Thursday, November 12

Machine Learning Talk: Lee Spector on Genetic Programming; applications to Learning Ranking Functions

Today at the Yahoo! sponsored machine learning lunch, Lee Spector presented his work on genetic programming. His talk, Expressive Languages For Evolved Programs highlighted his work using the Push programming language for solving interesting and hard real-world problems.

He pointed to two key principles that these systems need to have to learn solutions, based on observations from biology:
  • Meaningful variation - Variations can't just be random, the mutations and selections have to produce meaningful effects in the domain.

  • Heritability - children need the ability to inherit desirable features from the parent without being clones.
During the talk, a really obvious application would be to use GP to learn IR ranking functions. Recently, Ronan Cummins, did some work in this area. Ronan's recent paper at SIGIR 2009 applied it to learning proximity functions, Learning in a Pairwise Term-Term Proximity Framework for Information Retrieval.

I think there's still interesting work combining GP with IR. For example, one problem is that collections and users evolve over time, but most ranking functions are static.


  1. 1. I think there was a GA algorithm at TREC a few years ago.

    2. Be careful with biological metaphor. Evolution—both real and artificial—has resulted in many suboptimal solutions.

    3. Many (popular) models are usually static. This does not mean that their parameters cannot be adapted (cf. online learning) or their predictions adjusted (cf. Bayesian IR). If you add work on RF/IF, the system becomes very dynamic.

    a. Online learning for IR

    Many though probably the most recent is from the Cornell group,

    [1] Kleinberg, R., Radlinski, F., and Joachims, T. Learning diverse rankings with multi-armed bandits. In International Conference on Machine Learning (ICML) (2008).
    [2] Yue, Y., and Joachims, T. Interactively optimizing information retrieval systems as a dueling bandits problem. In ICML ’09: Proceedings of the 26th Annual International Conference on Machine Learning (New York, NY, USA, 2009), ACM, pp. 1201–1208.

    b. Bayesian IR

    This my current favorite reference on the subject,

    [3] Lenk, P. J., and Floyd, B. D. Dynamically updating relevance judgements in probabilistic information systems via users’ feedback. Management Science 34, 12 (December 1988), 1450–1459.

    Lenk and Floyd cast the problem in a way which is very appealing for folks working with ten blue links.

  2. One huge criticism of GP is training time. I don't have any first-hand experience, but they're generally considered too slow for most reasonably sized problems.

    There was a GP paper at one of the LETOR workshops a couple years ago:
    "Learning to Rank for Information Retrieval Using Genetic Programming"
    by Yeh et al.
    (apologies for the weird link redirect through Google sites.

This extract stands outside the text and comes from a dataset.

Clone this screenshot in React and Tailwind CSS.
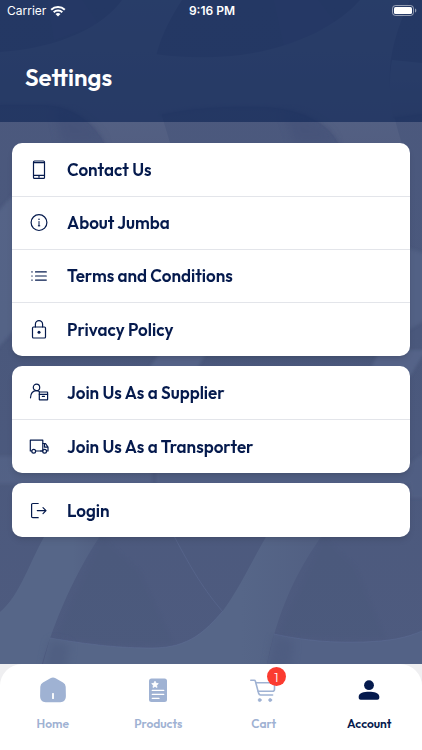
import React from 'react';

const stroke = { fill: 'none', stroke: 'currentColor', strokeWidth: 1.2, strokeLinecap: 'round', strokeLinejoin: 'round' };

function Icon({ children }) {
  return (
    <svg viewBox="0 0 24 24" className="h-6 w-6 shrink-0" aria-hidden="true" {...stroke}>
      {children}
    </svg>
  );
}

const PhoneIcon = () => (
  <Icon>
    <rect x="6.5" y="3" width="11" height="17.4" rx="1" />
    <path d="M6.500 4.600h11M6.500 17.300h11" />
    <path d="M11.600 18.900h.8" />
  </Icon>
);

const InfoIcon = () => (
  <Icon>
    <circle cx="12" cy="11.600" r="7.900" />
    <path d="M12 10.500v4.300M11.300 14.800h1.500" strokeWidth="1" />
    <circle cx="12" cy="8.300" r="0.800" fill="currentColor" stroke="none" />
  </Icon>
);

const ListIcon = () => (
  <Icon>
    <path d="M8.500 7.900h10.800M8.500 12h10.800M8.500 16.100h10.800" />
    <path d="M4.800 7.900h.4M4.800 12h.4M4.800 16.100h.4" />
  </Icon>
);

const LockIcon = () => (
  <Icon>
    <rect x="5.500" y="9" width="13" height="11" rx="1" />
    <path d="M8.400 9V6.200a3.600 3.600 0 0 1 7.200 0V9" />
    <circle cx="12" cy="14.300" r="1.500" fill="currentColor" stroke="none" />
  </Icon>
);

const SupplierIcon = () => (
  <Icon>
    <circle cx="9.500" cy="6.400" r="3.200" />
    <path d="M3.500 16.800c.2-4.300 2.500-7.200 6-7.200 1.200 0 2 .3 2.800.9" />
    <rect x="12.300" y="11" width="8.300" height="7.800" rx="0.400" />
    <path d="M12.300 13.300h8.300M15.300 15.300h2.200" />
  </Icon>
);

const TruckIcon = () => (
  <Icon>
    <path d="M4.700 16H3.300V5.200h12.500V16H8.700" />
    <path d="M15.800 8.500h2.700l2.500 3.600V16h-1.500M13.500 16h2M17.500 8.700v3.400H21" />
    <circle cx="6.700" cy="16.200" r="1.900" />
    <circle cx="17.600" cy="16.200" r="1.900" />
  </Icon>
);

const LoginIcon = () => (
  <Icon>
    <path d="M11.200 4.500H5.800c-.8 0-1.200.4-1.200 1.200v11.800c0 .8.4 1.200 1.200 1.200h5.400" />
    <path d="M10.300 11.600h8.600M16 8.600l3 3-3 3" />
  </Icon>
);

const groups = [
  [
    { label: 'Contact Us', icon: PhoneIcon },
    { label: 'About Jumba', icon: InfoIcon },
    { label: 'Terms and Conditions', icon: ListIcon },
    { label: 'Privacy Policy', icon: LockIcon },
  ],
  [
    { label: 'Join Us As a Supplier', icon: SupplierIcon },
    { label: 'Join Us As a Transporter', icon: TruckIcon },
  ],
  [{ label: 'Login', icon: LoginIcon }],
];

const HomeTab = () => (
  <svg viewBox="0 0 28 28" className="h-7 w-7" fill="currentColor" aria-hidden="true">
    <path d="M11.400 2.300a5 5 0 0 1 5.200 0l7.400 4.300a5 5 0 0 1 2.700 4.200l.2 9c0 4-2 6.400-5.700 6.400H6.800c-3.700 0-5.700-2.400-5.700-6.400l.2-9A5 5 0 0 1 4 6.600z" />
    <rect x="13.100" y="17" width="1.800" height="6" rx="0.600" fill="#fff" />
  </svg>
);

const ProductsTab = () => (
  <svg viewBox="0 0 28 28" className="h-7 w-7" fill="currentColor" aria-hidden="true">
    <rect x="5" y="2.500" width="18" height="23.500" rx="2.500" />
    <path
      d="M11 5.200l1 2.100 2.300.3-1.700 1.600.4 2.300-2-1.100-2 1.100.4-2.300-1.700-1.600 2.300-.3z"
      fill="#fff" stroke="#fff" strokeWidth="0.800" strokeLinejoin="round"
    />
    <path d="M8.300 14.400h11.400M8.300 18.400h11.400M8.300 22.400h6.700" stroke="#fff" strokeWidth="1.300" strokeLinecap="round" />
  </svg>
);

const CartTab = () => (
  <svg viewBox="0 0 28 28" className="h-7 w-7" fill="none" stroke="currentColor" strokeWidth="1.600" strokeLinecap="round" strokeLinejoin="round" aria-hidden="true">
    <path d="M.8 4.300h3.500c.6 0 .9.300 1.100.9l3.300 12.400c.3 1 .8 1.400 1.800 1.400h12.100" />
    <path d="M6.200 6.800h18.300v6.400c0 1.400-.6 2-2 2H8.200" />
    <circle cx="9.700" cy="24" r="1.500" fill="currentColor" strokeWidth="0.800" />
    <circle cx="20.200" cy="24" r="1.500" fill="currentColor" strokeWidth="0.800" />
  </svg>
);

const AccountTab = () => (
  <svg viewBox="0 0 28 28" className="h-7 w-7" fill="currentColor" aria-hidden="true">
    <circle cx="14" cy="9.200" r="4.900" />
    <path d="M3.700 20.600c0-3.700 5.200-4.900 10.300-4.900s10.300 1.200 10.300 4.900v1.200c0 1.200-.8 2-2 2H5.700c-1.200 0-2-.8-2-2z" />
  </svg>
);

const tabs = [
  { label: 'Home', icon: HomeTab },
  { label: 'Products', icon: ProductsTab },
  { label: 'Cart', icon: CartTab, badge: 1 },
  { label: 'Account', icon: AccountTab, active: true },
];

// woven ribbons behind the whole screen
function Backdrop() {
  return (
    <svg
      viewBox="0 0 422 664"
      preserveAspectRatio="xMidYMid slice"
      className="absolute inset-0 h-full w-full"
      aria-hidden="true"
    >
      <defs>
        <linearGradient id="band" x1="0" y1="0" x2="0" y2="1">
          <stop offset="0" stopColor="#58678a" />
          <stop offset="1" stopColor="#525e81" />
        </linearGradient>
        <linearGradient id="arm" x1="0" y1="0" x2="1" y2="0">
          <stop offset="0" stopColor="#566688" />
          <stop offset="0.7" stopColor="#566688" />
          <stop offset="1" stopColor="#515f82" />
        </linearGradient>
        <linearGradient id="base" x1="0" y1="0" x2="0" y2="1">
          <stop offset="0" stopColor="#4c597e" />
          <stop offset="0.5" stopColor="#4a587c" />
          <stop offset="1" stopColor="#4e5b7f" />
        </linearGradient>
        <filter id="soft"><feGaussianBlur stdDeviation="1.500" /></filter>
        <filter id="softer"><feGaussianBlur stdDeviation="4" /></filter>
      </defs>
      <rect width="422" height="664" fill="url(#base)" />

      <g fill="url(#band)">
        <path d="M0 52C60 48 104 26 122 0H182C160 34 150 62 156 92C160 112 166 128 172 150H108C96 124 74 106 44 105H0Z" />
        <path d="M155 54C196 60 244 58 282 46C320 34 344 18 360 0H410C394 34 386 66 391 98C394 118 398 132 404 150H342C330 122 300 108 262 107C226 106 190 108 160 115C152 92 151 72 155 54Z" />
        <path d="M392 60L422 63V114L393 118C389 96 389 78 392 60Z" />
      </g>
      <g fill="none" stroke="#435076" strokeWidth="1.500" opacity="0.700" filter="url(#soft)">
        <path d="M0 105H44C74 106 96 124 108 150" />
        <path d="M160 115C190 108 226 106 262 107C300 108 330 122 342 150" />
        <path d="M393 118L422 114" />
      </g>
      <g fill="#56648a" opacity="0.250">
        <path d="M48 0L54 40L98 24L82 0Z" />
        <path d="M274 0L284 46L336 24L318 0Z" />
      </g>
      <g fill="#435077" opacity="0.500" filter="url(#softer)">
        <path d="M54 108C76 112 94 124 104 143H62Z" />
        <path d="M284 112C306 114 326 124 336 143H294Z" />
      </g>

      <g fill="#5a698d" filter="url(#soft)">
        <path d="M-4 214L14 194V330L-4 350Z" opacity="0.600" />
        <path d="M408 248L426 254V320L408 330Z" opacity="0.500" />
        <path d="M148 370L162 350H208L196 370Z" opacity="0.700" />
        <path d="M370 370L380 350H426L410 376Z" opacity="0.700" />
        <path d="M-4 456H14L152 470V484H-4Z" opacity="0.500" />
        <path d="M156 470H400L426 452V498H410V484H156Z" opacity="0.400" />
      </g>

      <path d="M0 612C20 596 30 560 48 530H104C82 562 58 608 42 664H0Z" fill="url(#arm)" />
      <path d="M50 638C92 645 120 648 152 648C190 648 206 630 222 612C240 588 252 560 270 530H326C304 560 280 600 267 664H43Z" fill="url(#arm)" />
      <path d="M274 634C306 641 334 643 364 642C390 641 406 638 422 631V664H267Z" fill="#536286" />
      <g fill="none" stroke="#62719a" strokeWidth="1" opacity="0.400">
        <path d="M50 638C92 645 120 648 152 648C190 648 206 630 222 612" />
        <path d="M274 634C306 641 334 643 364 642C390 641 406 638 422 631" />
        <path d="M174 536C192 570 204 590 223 612" />
      </g>
      <g fill="#48587a" opacity="0.300" filter="url(#soft)">
        <path d="M102 536L140 570L174 643C130 646 90 643 56 636Z" />
        <path d="M324 536L356 566L386 638C346 641 310 638 279 632Z" />
      </g>
      <g fill="#465479" opacity="0.400" filter="url(#softer)">
        <path d="M50 640L70 644L66 670H44Z" />
        <path d="M274 636L294 640L290 670H268Z" />
      </g>
    </svg>
  );
}

function StatusBar() {
  return (
    <div className="grid h-[22px] grid-cols-3 items-center pr-[5px] pl-[7px] font-[Inter,sans-serif] text-[12px] text-white">
      <div className="flex items-center gap-1">
        <span>Carrier</span>
        <svg viewBox="0 0 16 12" className="h-3 w-4" fill="none" stroke="currentColor" strokeWidth="2" aria-hidden="true">
          <path d="M1.200 4.700a9.700 9.700 0 0 1 13.600 0M3.700 7.300a6.100 6.100 0 0 1 8.600 0" />
          <path d="M8 11.600L5.500 9.100a3.600 3.600 0 0 1 5 0z" fill="currentColor" stroke="none" />
        </svg>
      </div>
      <span className="text-center font-semibold">9:16 PM</span>
      <svg viewBox="0 0 26 12" className="h-3 w-[26px] justify-self-end" aria-hidden="true">
        <rect x="1.500" y="0.500" width="21" height="10" rx="3" fill="none" stroke="#fff" strokeOpacity="0.500" />
        <rect x="3" y="2" width="18" height="7" rx="1.500" fill="#fff" />
        <path d="M24 3.500v4c.9-.3 1.300-1.100 1.300-2s-.4-1.700-1.300-2z" fill="#fff" fillOpacity="0.500" />
      </svg>
    </div>
  );
}

function SettingsGroup({ items }) {
  return (
    <ul className="divide-y divide-[#e3e5ea] overflow-hidden rounded-[10px] bg-white pt-px shadow-md">
      {items.map(({ label, icon: RowIcon }) => (
        <li key={label} className="h-[53px]">
          <button type="button" className="flex h-full w-full items-center gap-4 px-[15px] text-left text-[#051a4d]">
            <RowIcon />
            <span className="text-[17px] leading-6 font-semibold">{label}</span>
          </button>
        </li>
      ))}
    </ul>
  );
}

function TabBar() {
  return (
    <div className="bg-[#efeff1]">
      <nav className="grid h-[86px] grid-cols-4 rounded-t-[22px] bg-white">
        {tabs.map(({ label, icon: TabIcon, badge, active }) => (
          <a
            key={label}
            href={`#${label.toLowerCase()}`}
            aria-current={active ? 'page' : undefined}
            className={`flex flex-col items-center gap-3 pt-3 text-[12px] leading-4 font-semibold ${active ? 'text-[#051a4d]' : 'text-[#9fb2d3]'}`}
          >
            <span className="relative">
              <TabIcon />
              {badge && (
                <span className="absolute -top-[9px] left-[17px] flex h-[19px] w-[19px] items-center justify-center rounded-full bg-[#fb3b30] text-[13px] font-light text-white">
                  {badge}
                </span>
              )}
            </span>
            {label}
          </a>
        ))}
      </nav>
    </div>
  );
}

export default function App() {
  return (
    <div className="flex min-h-screen flex-col font-[Outfit,Lato,sans-serif]">
      <div className="relative flex flex-1 flex-col">
        <Backdrop />
        <header className="relative h-[122px] bg-[#0f2656]/65">
          <StatusBar />
          <h1 className="px-[25px] pt-[39px] text-[24px] leading-8 font-semibold text-white">Settings</h1>
        </header>
        <main className="relative flex flex-col gap-[10px] px-3 pt-[21px] pb-8">
          {groups.map((items) => (
            <SettingsGroup key={items[0].label} items={items} />
          ))}
        </main>
      </div>
      <TabBar />
    </div>
  );
}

Couldn't find another version)

  3. I think GP has its merits for IR, and can actually achieve reasonably good results (at least as far as I can see from papers proposed by Jeff and Jon).

    I like two facts about GP: they are intrinsically easy to parallelize and they are generally well suited for unconvex functions (I only have Wikipedia "Genetic algorithm" article to back me up on this, so please correct me if I am wrong :) )

    The thing that's not so nice about GP, is that its quite hard to understand what the solution is really doing, as is demonstrated by the final scoring function in Ronan's paper.

  4. GPs deal with nonconvexity by naively applying stochasticity. There are smarter ways of dealing with nonconvexity.